Social media giants should stop “profiting” over the “poison” being spread on their sites, a senior MP has said, calling for "much stronger action" against them.
Yvette Cooper, who chairs the Home Affairs Committee, said Twitter and Facebook are failing to take down hate speech and abusive posts.
“The social media companies are frankly outrageous in the way they operate and profit from escalating poison," the Labour MP said, adding that the companies are much better at removing content which breaches copyright.
Speaking at a Policy Exchange fringe event at Labour party conference, Ms Cooper said a video by National Action, a banned Neo-Nazi group, can still be found on Facebook and Twitter today.
“Their algorithms push more and more extremism,” she said. “If you start looking for one thing, the stuff they recommend on Youtube and other channels is absolutely vile.”
“They have to take much greater responsibility and they need to be required to. There need to be regulators, penalties and fines - much stronger action. Because even on the illegal material, they are not taking the action they have a responsibility to do.”

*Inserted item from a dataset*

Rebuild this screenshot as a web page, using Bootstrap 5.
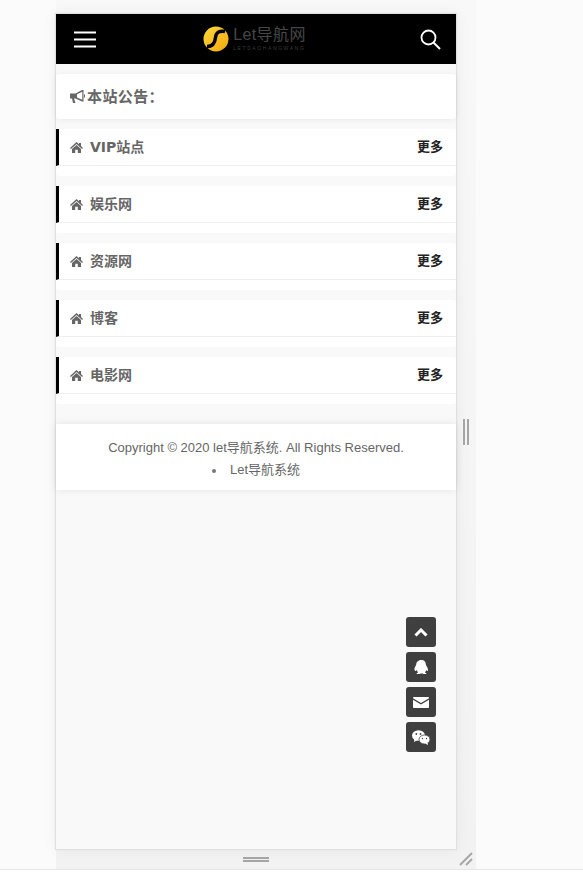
<!DOCTYPE html>
<html lang="zh-CN">
<head>
    <meta charset="UTF-8">
    <meta name="viewport" content="width=device-width, initial-scale=1.0">
    <title>Let导航网</title>
    <link href="https://cdn.jsdelivr.net/npm/bootstrap@5.3.3/dist/css/bootstrap.min.css" rel="stylesheet">
    <style>
        html, body { height: 884px; overflow: hidden; background: #fff; }
        body { font-family: "Liberation Sans", "Noto Sans CJK SC", sans-serif; font-size: 14px; color: #666; }
        .stage { height: 870px; background: #fbfbfb; border-bottom: 1px solid #e6e6e6; position: relative; padding: 14px 0 0 56px; }
        .frame-shade { position: absolute; left: 56px; top: 0; width: 420px; height: 869px; background: linear-gradient(#f8f8f8, #f2f2f2); }
        .phone { position: relative; width: 400px; height: 835px; background: #f9f9f9; box-shadow: 0 0 1px 1px #e0e0e0, 0 0 14px rgba(0, 0, 0, .06); }
        .top-bar { height: 50px; background: #000; padding: 0 15px 0 17px; }
        .logo-wrap { margin-right: 8px; }
        .logo-words { color: #474747; line-height: 1; margin-left: 4px; }
        .logo-main { font-size: 16px; letter-spacing: .4px; }
        .logo-sub { font-size: 5px; letter-spacing: 1.6px; margin-top: 3px; color: #3c3c3c; white-space: nowrap; }
        .notice-box { margin-top: 10px; height: 45px; background: #fff; padding: 0 14px; font-size: 15px; letter-spacing: .4px; font-weight: 700; color: #666; border-radius: 3px; box-shadow: 0 1px 6px rgba(0, 0, 0, .06); }
        .notice-text { margin-left: 2px; padding-top: 1px; }
        .group-box { margin-top: 10px; height: 47px; background: #fff; border-radius: 3px; }
        .group-head { height: 37px; border-bottom: 1px solid #eee; border-left: 3px solid #000; padding: 1px 13px 0 11px; }
        .group-name { color: #666; font-family: "DejaVu Sans", "Noto Sans CJK SC", sans-serif; font-weight: 700; font-size: 14px; margin-left: 7px; }
        .group-more { color: #222; font-weight: 700; font-size: 13px; margin-top: -2px; }
        .foot-box { margin-top: 20px; height: 66px; background: #fff; text-align: center; font-size: 13px; color: #666; padding-top: 13px; line-height: 22px; box-shadow: 0 0 8px rgba(0, 0, 0, .09); }
        .foot-list { list-style: none; margin: 0; padding: 0; }
        .foot-dot { display: inline-block; width: 4px; height: 4px; background: #777; border-radius: 50%; margin-right: 14px; vertical-align: middle; }
        .float-tools { position: absolute; left: 350px; top: 603px; gap: 5px; }
        .float-btn { width: 30px; height: 30px; background: #3f3f3f; border-radius: 3px; }
        .grip-v { position: absolute; left: 463px; top: 419px; width: 6px; height: 26px; border-left: 2px solid #a5a5a5; border-right: 2px solid #a5a5a5; }
        .grip-h { position: absolute; left: 243px; top: 857px; width: 26px; height: 5px; border-top: 2px solid #a5a5a5; border-bottom: 2px solid #a5a5a5; }
        .grip-corner { position: absolute; left: 459px; top: 852px; }
    </style>
</head>
<body>
    <div class="stage">
        <div class="frame-shade"></div>
        <div class="phone">
            <!-- top bar -->
            <div class="top-bar d-flex align-items-center justify-content-between">
                <svg width="24" height="17" viewBox="0 0 24 17"><path d="M1 1.500h22M1 8.500h22M1 15.500h22" stroke="#fff" stroke-width="2"/></svg>
                <div class="logo-wrap d-flex align-items-center">
                    <svg width="26" height="26" viewBox="0 0 26 26">
                        <defs><linearGradient id="gold" x1="0" y1="0" x2="1" y2="1"><stop offset="0" stop-color="#ffd83a"/><stop offset="1" stop-color="#f0a810"/></linearGradient></defs>
                        <circle cx="13" cy="13" r="12.500" fill="url(#gold)"/>
                        <path d="M22 5.500C17 4.500 13 6 12.500 11.500 12 17 9 20.500 4 20.500" fill="none" stroke="#000" stroke-width="3.400"/>
                    </svg>
                    <div class="logo-words">
                        <div class="logo-main">Let导航网</div>
                        <div class="logo-sub">LETDAOHANGWANG</div>
                    </div>
                </div>
                <svg width="21" height="21" viewBox="0 0 21 21"><circle cx="8.500" cy="8.500" r="7" fill="none" stroke="#fff" stroke-width="1.800"/><path d="M13.500 13.500l6.500 6.500" stroke="#fff" stroke-width="2"/></svg>
            </div>

            <!-- notice -->
            <div class="notice-box d-flex align-items-center">
                <svg width="15" height="13" viewBox="0 0 15 13" fill="#666"><path d="M0 3.500h5.500L12 0h1.500v11.500H12L5.500 8.500 4 8.500l1.500 4.500H3L2 8.500H0zM12.300 1.800 7 4.200v3.200l5.300 2.400zM14 4.500h1v3h-1z"/></svg>
                <span class="notice-text">本站公告：</span>
            </div>

            <!-- groups -->
            <div id="groups"></div>

            <!-- footer -->
            <div class="foot-box">
                <div>Copyright © 2020 let导航系统. All Rights Reserved.</div>
                <ul class="foot-list"><li><span class="foot-dot"></span>Let导航系统</li></ul>
            </div>

            <!-- floating tools -->
            <div class="float-tools d-flex flex-column">
                <div class="float-btn d-flex align-items-center justify-content-center">
                    <svg width="14" height="9" viewBox="0 0 14 9"><path d="M1.500 7.500 7 2l5.500 5.500" fill="none" stroke="#fff" stroke-width="3"/></svg>
                </div>
                <div class="float-btn d-flex align-items-center justify-content-center">
                    <svg width="15" height="15" viewBox="0 0 16 16" fill="#fff"><path d="M8 0c3 0 4.500 2 4.600 4.600 0 1 .5 1.400 1 2.300.9 1.300 1.700 3.300 1.100 4.700-.4.700-1.200-.2-1.700-.9-.2 1.100-.7 1.800-1.400 2.500 1 .4 1.900.9 1.600 1.500-.4.500-2.600.5-4.200-.2H7c-1.500.7-3.800.7-4.200.2-.3-.6.600-1.100 1.600-1.500-.7-.7-1.200-1.400-1.400-2.500-.5.700-1.300 1.600-1.700.9C-.3 10.200.5 8.200 1.400 6.900c.5-.9 1-1.300 1-2.300C2.500 2 5 0 8 0z"/></svg>
                </div>
                <div class="float-btn d-flex align-items-center justify-content-center">
                    <svg width="16" height="11" viewBox="0 0 16 11" fill="#fff"><path d="M1 0h14c.6 0 1 .4 1 .8v.4L8 6 0 1.200V.8C0 .4.400 0 1 0zM0 2.800l8 4.800 8-4.800V10c0 .6-.4 1-1 1H1c-.6 0-1-.4-1-1z"/></svg>
                </div>
                <div class="float-btn d-flex align-items-center justify-content-center">
                    <svg width="18" height="15" viewBox="0 0 18 15"><ellipse cx="6.500" cy="5.500" rx="6.500" ry="5.300" fill="#fff"/><path d="M2.500 8.500 2 12l3.500-2z" fill="#fff"/><ellipse cx="12.500" cy="9.500" rx="5.500" ry="4.500" fill="#fff" stroke="#3f3f3f" stroke-width=".8"/><path d="M15.500 12.500l.5 2.500-3-1.500z" fill="#fff"/><circle cx="4.300" cy="4" r=".9" fill="#3f3f3f"/><circle cx="8.500" cy="4" r=".9" fill="#3f3f3f"/><circle cx="10.500" cy="8.500" r=".7" fill="#3f3f3f"/><circle cx="14.500" cy="8.500" r=".7" fill="#3f3f3f"/></svg>
                </div>
            </div>
        </div>
        <div class="grip-v"></div>
        <div class="grip-h"></div>
        <svg class="grip-corner" width="14" height="14" viewBox="0 0 14 14"><path d="M1 13 13 1M7 13l6-6" stroke="#a5a5a5" stroke-width="1.800"/></svg>
    </div>

    <script src="https://cdn.jsdelivr.net/npm/bootstrap@5.3.3/dist/js/bootstrap.bundle.min.js"></script>
    <script>
        const groupNames = ['VIP站点', '娱乐网', '资源网', '博客', '电影网'];
        const homeIcon = '<svg width="13" height="11" viewBox="0 0 13 11" fill="#666"><path d="M6.500 0 9 2.200V1h2v3l2 1.900-.9 1L6.500 2 .9 6.900 0 5.900zM2 7l4.500-3.900L11 7v4H7.800V7.800H5.200V11H2z"/></svg>';
        document.getElementById('groups').innerHTML = groupNames.map(name => `
            <div class="group-box">
                <div class="group-head d-flex align-items-center justify-content-between">
                    <div class="d-flex align-items-center">${homeIcon}<span class="group-name">${name}</span></div>
                    <span class="group-more">更多</span>
                </div>
            </div>`).join('');
    </script>
</body>
</html>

The Daily Telegraph is campaigning for social media sites to be forced to adopt a duty of care toward their users.
Ms Cooper also said the Labour party must do better to enforce its own social media rules, and that the party's official accounts should do more to “challenge” members who send abusive tweets.
She said that, while the party has adopted a “very good” set of standards for social media, it is “not enforcing them”.
“If someone is making abuse with a Labour party hashtag or a #JC4PM hashtag, and is engaging in vitriolic abuse or anti-Semitism, then the party should use its social media accounts to to challenge them and say, ‘Not in our name, this is not what Jeremy is calling for’,” she said.
Meanwhile Wes Streeting, the Labour MP, said he felt "joyful" and more productive when he took a week off social media this summer while on holiday in the Yorkshire Dales - having previously been an early adopter and prolific user of social media.
Mr Streeting called for social media sites to take more responsibility for their content. “If you're a publisher or an event organiser, you should be held responsible for what's said on your platforms or published in your pages,” he said.